Using the data below, copy every line that contains the word "index".

-------- PROVIDED DATA --------

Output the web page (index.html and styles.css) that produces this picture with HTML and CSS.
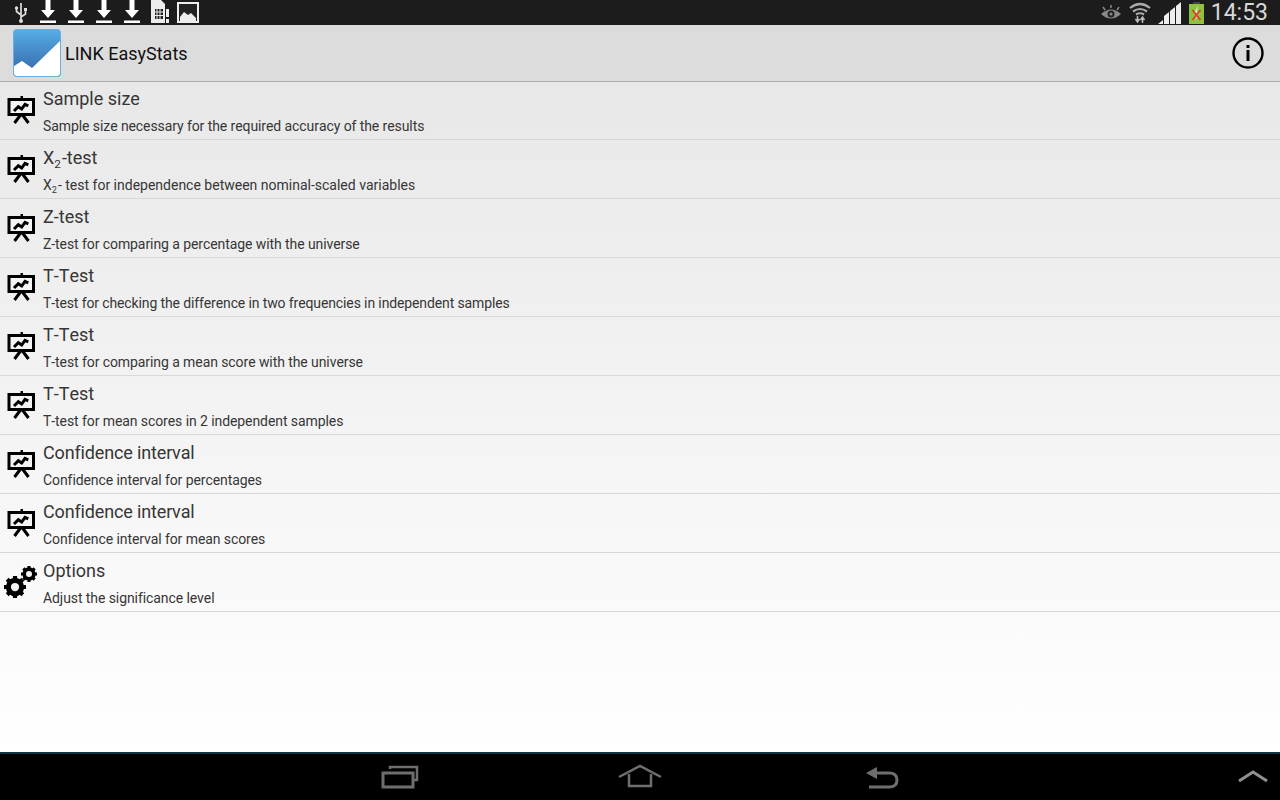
FILE: index.html
```html
<!DOCTYPE html>
<html lang="en">
<head>
    <meta charset="UTF-8">
    <title>LINK EasyStats</title>
    <link rel="stylesheet" href="styles.css">
</head>
<body>
    <svg class="defs" width="0" height="0">
        <symbol id="board" viewBox="0 0 30 30">
            <path d="M14.500 0h2.500v2.500h-2.500z" fill="#000"/>
            <rect x="3" y="3.500" width="24.500" height="15" fill="#f4f4f4" stroke="#000" stroke-width="3"/>
            <path d="M8 15l4.300-4.300 3.400 2.300L19 8.300l3.300 1.500" fill="none" stroke="#000" stroke-width="3"/>
            <path d="M14.500 19l-6 8M16.500 19l6 8" fill="none" stroke="#000" stroke-width="3"/>
        </symbol>
        <symbol id="dl" viewBox="0 0 16 23">
            <path d="M5.500 0h5v10h4.500l-7 8-7-8h4.500z" fill="#fff"/>
            <rect y="20.500" width="16" height="2.500" fill="#fff"/>
        </symbol>
        <symbol id="gear" viewBox="0 0 24 24">
            <circle cx="12" cy="12" r="7" fill="none" stroke="#000" stroke-width="6"/>
            <path d="M12 0v24M0 12h24M3.500 3.500l17 17M20.500 3.500l-17 17" stroke="#000" stroke-width="4.500"/>
            <circle cx="12" cy="12" r="4.500" fill="#f4f4f4"/>
        </symbol>
    </svg>

    <div class="statusbar">
        <div class="status-left">
            <svg class="usb" width="14" height="22" viewBox="0 0 14 22">
                <path d="M7 1v18M7 13L2.500 9.500V6M7 15l4.500-3V8" fill="none" stroke="#ddd" stroke-width="1.700"/>
                <circle cx="7" cy="19" r="2" fill="#ddd"/>
                <circle cx="2.500" cy="6" r="1.700" fill="#ddd"/>
                <rect x="10" y="6" width="3" height="3" fill="#ddd"/>
            </svg>
            <svg class="dl-icon"><use href="#dl"/></svg>
            <svg class="dl-icon"><use href="#dl"/></svg>
            <svg class="dl-icon"><use href="#dl"/></svg>
            <svg class="dl-icon"><use href="#dl"/></svg>
            <svg class="sim" width="18" height="23" viewBox="0 0 18 23">
                <path d="M0 0h10l4 4v19H0z" fill="#eee"/>
                <path d="M4 9h8v10H4z" fill="#222"/>
                <path d="M6 9v10M9 9v10M4 12h8M4 15.500h8" stroke="#eee"/>
                <rect x="15" y="9" width="3" height="8" fill="#eee"/>
                <rect x="15" y="19" width="3" height="4" fill="#eee"/>
            </svg>
            <svg class="pic" width="22" height="21" viewBox="0 0 22 21">
                <rect x="1" y="1" width="20" height="19" fill="#222" stroke="#eee" stroke-width="2"/>
                <path d="M3 15l4-5 4 3 3-2 5 5v3H3z" fill="#eee"/>
            </svg>
        </div>
        <div class="status-right">
            <svg width="22" height="18" viewBox="0 0 22 18">
                <path d="M1 10q10-9 20 0q-10 9-20 0z" fill="#888"/>
                <circle cx="11" cy="10" r="3.500" fill="#222"/>
                <circle cx="11" cy="10" r="1.500" fill="#888"/>
                <path d="M11 1v3M3 3l2 3M19 3l-2 3" stroke="#888" stroke-width="1.500"/>
            </svg>
            <svg width="22" height="22" viewBox="0 0 22 22">
                <path d="M1 6q10-8 20 0M4 9.500q7-5 14 0M7 12.500q4-2.500 8 0" fill="none" stroke="#aaa" stroke-width="2.200"/>
                <path d="M8.500 14v6M6.500 17l2 3 2-3M13.500 21v-6M11.500 18l2-3 2 3" fill="none" stroke="#bbb" stroke-width="1.500"/>
            </svg>
            <svg class="signal" width="24" height="22" viewBox="0 0 24 22">
                <path d="M0 22l5-4v4zM6 22v-8l5-4v12zM12 22V9l5-4v17zM18 22V4l5-4v22z" fill="#eee"/>
            </svg>
            <svg class="battery" width="15" height="22" viewBox="0 0 15 22">
                <rect x="4" y="0" width="7" height="2" fill="#444"/>
                <rect y="2" width="15" height="20" fill="#8cc23c"/>
                <path d="M9 4L5 11h3l-2 8 5-9H8z" fill="#dfeec8"/>
                <path d="M3.500 8l8 10M11.500 8l-8 10" stroke="#d8452a" stroke-width="2"/>
            </svg>
            <span class="clock">14:53</span>
        </div>
    </div>

    <header class="actionbar">
        <div class="brand">
            <svg class="logo" width="48" height="48" viewBox="0 0 48 48">
                <defs>
                    <linearGradient id="logoFill" x1="0" y1="0" x2="0" y2="1">
                        <stop offset="0" stop-color="#56ade4"/>
                        <stop offset="1" stop-color="#3464a8"/>
                    </linearGradient>
                </defs>
                <rect x="0.500" y="0.500" width="47" height="47" rx="3" fill="url(#logoFill)" stroke="#6aaee0"/>
                <path d="M1 37l8-5 10 7L47 12v32a3 3 0 0 1-3 3H4a3 3 0 0 1-3-3z" fill="#fff"/>
            </svg>
            <span class="brand-name">LINK EasyStats</span>
        </div>
        <svg class="info" width="32" height="32" viewBox="0 0 32 32">
            <circle cx="16" cy="16" r="14.500" fill="none" stroke="#000" stroke-width="2.400"/>
            <rect x="14.500" y="13" width="3" height="11" fill="#000"/>
            <rect x="14.500" y="8" width="3" height="3" fill="#000"/>
        </svg>
    </header>

    <main class="list">
        <div class="row">
            <svg class="row-icon"><use href="#board"/></svg>
            <div class="row-text">
                <div class="row-title">Sample size</div>
                <div class="row-desc">Sample size necessary for the required accuracy of the results</div>
            </div>
        </div>
        <div class="row">
            <svg class="row-icon"><use href="#board"/></svg>
            <div class="row-text">
                <div class="row-title">X<sub>2</sub>-test</div>
                <div class="row-desc wide">X<sub>2</sub>- test for independence between nominal-scaled variables</div>
            </div>
        </div>
        <div class="row">
            <svg class="row-icon"><use href="#board"/></svg>
            <div class="row-text">
                <div class="row-title">Z-test</div>
                <div class="row-desc">Z-test for comparing a percentage with the universe</div>
            </div>
        </div>
        <div class="row">
            <svg class="row-icon"><use href="#board"/></svg>
            <div class="row-text">
                <div class="row-title">T-Test</div>
                <div class="row-desc tight">T-test for checking the difference in two frequencies in independent samples</div>
            </div>
        </div>
        <div class="row">
            <svg class="row-icon"><use href="#board"/></svg>
            <div class="row-text">
                <div class="row-title">T-Test</div>
                <div class="row-desc">T-test for comparing a mean score with the universe</div>
            </div>
        </div>
        <div class="row">
            <svg class="row-icon"><use href="#board"/></svg>
            <div class="row-text">
                <div class="row-title">T-Test</div>
                <div class="row-desc">T-test for mean scores in 2 independent samples</div>
            </div>
        </div>
        <div class="row">
            <svg class="row-icon"><use href="#board"/></svg>
            <div class="row-text">
                <div class="row-title tight">Confidence interval</div>
                <div class="row-desc">Confidence interval for percentages</div>
            </div>
        </div>
        <div class="row">
            <svg class="row-icon"><use href="#board"/></svg>
            <div class="row-text">
                <div class="row-title tight">Confidence interval</div>
                <div class="row-desc">Confidence interval for mean scores</div>
            </div>
        </div>
        <div class="row">
            <svg class="row-icon gears" viewBox="0 0 34 34">
                <use href="#gear" x="0" y="11" width="22" height="22"/>
                <use href="#gear" x="17" y="1" width="16" height="16"/>
            </svg>
            <div class="row-text">
                <div class="row-title">Options</div>
                <div class="row-desc">Adjust the significance level</div>
            </div>
        </div>
    </main>

    <nav class="navbar">
        <svg class="nav-recent" width="38" height="24" viewBox="0 0 38 24">
            <path d="M9 4V2h27v13h-3" fill="none" stroke="#6e6e6e" stroke-width="2.500"/>
            <rect x="2" y="8" width="30" height="14" fill="none" stroke="#6e6e6e" stroke-width="3"/>
        </svg>
        <svg class="nav-home" width="44" height="24" viewBox="0 0 44 24">
            <path d="M1 13L22 2l21 11" fill="none" stroke="#6e6e6e" stroke-width="2.500"/>
            <path d="M11 10v12h22V10" fill="none" stroke="#6e6e6e" stroke-width="2.500"/>
        </svg>
        <svg class="nav-back" width="34" height="24" viewBox="0 0 34 24">
            <path d="M1 7l11-6v12z" fill="#6e6e6e"/>
            <path d="M10 7h14q8 0 8 7t-8 7H4" fill="none" stroke="#6e6e6e" stroke-width="3"/>
        </svg>
        <svg class="nav-up" width="32" height="16" viewBox="0 0 32 16">
            <path d="M2 12L16 3l14 9" fill="none" stroke="#909090" stroke-width="3"/>
        </svg>
    </nav>
</body>
</html>
```

FILE: styles.css
```css
* {
    box-sizing: border-box;
}

body {
    margin: 0;
    width: 1280px;
    height: 800px;
    display: flex;
    flex-direction: column;
    overflow: hidden;
    font-family: Roboto, sans-serif;
    background-color: #fff;
}

.defs {
    position: absolute;
}

/* Status bar */
.statusbar {
    height: 25px;
    flex-shrink: 0;
    background-color: #1c1c1c;
    display: flex;
    justify-content: space-between;
    align-items: center;
    padding: 0 12px 0 14px;
}

.status-left {
    display: flex;
    align-items: flex-start;
    height: 25px;
}

.usb {
    margin: 2px 12px 0 0;
}

.dl-icon {
    width: 16px;
    height: 23px;
    margin-right: 12px;
}

.sim {
    margin-right: 8px;
    margin-left: -1px;
}

.pic {
    margin-top: 2px;
}

.status-right {
    display: flex;
    align-items: center;
    gap: 7px;
}

.clock {
    font-size: 23px;
    color: #d8d8d8;
    line-height: 25px;
}

/* Action bar */
.actionbar {
    height: 57px;
    flex-shrink: 0;
    background-color: #dcdcdc;
    border-bottom: 1px solid #adadad;
    display: flex;
    justify-content: space-between;
    align-items: center;
    padding: 0 16px 0 13px;
}

.brand {
    display: flex;
    align-items: center;
    gap: 4px;
}

.brand-name {
    font-size: 18px;
    color: #111;
}

/* List */
.list {
    flex: 1;
    background: linear-gradient(#e8e8e8, #ffffff);
}

.row {
    height: 59px;
    display: flex;
    align-items: center;
    border-bottom: 1px solid #d8d8d8;
}

.row:first-child {
    height: 58px;
}

.row-icon {
    width: 30px;
    height: 30px;
    margin: 2px 7px 0 6px;
    flex-shrink: 0;
}

.row:first-child .row-icon {
    margin-top: 1px;
}

.row-icon.gears {
    width: 34px;
    height: 34px;
    margin: 0 5px 0 4px;
}

.row-text {
    display: flex;
    flex-direction: column;
    gap: 6px;
    padding-top: 1px;
    font-kerning: none;
}

.row-title {
    font-size: 18px;
    line-height: 24px;
    color: #363636;
}

.row-title.tight {
    letter-spacing: -0.15px;
}

.row-desc {
    font-size: 14px;
    line-height: 18px;
    letter-spacing: -0.08px;
    color: #363636;
}

.row-desc.wide {
    letter-spacing: 0;
}

.row-desc.tight {
    letter-spacing: -0.12px;
}

sub {
    font-size: 0.65em;
    line-height: 0;
    margin-right: 1px;
}

/* Nav bar */
.navbar {
    height: 48px;
    flex-shrink: 0;
    position: relative;
    background-color: #000;
    border-top: 2px solid #123342;
}

.navbar svg {
    position: absolute;
}

.nav-recent {
    left: 381px;
    top: 11px;
}

.nav-home {
    left: 618px;
    top: 10px;
}

.nav-back {
    left: 865px;
    top: 12px;
}

.nav-up {
    left: 1237px;
    top: 15px;
}
```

--------

§ RESPONSE BELOW
Output the web page (index.html and styles.css) that produces this picture with HTML and CSS.
FILE: index.html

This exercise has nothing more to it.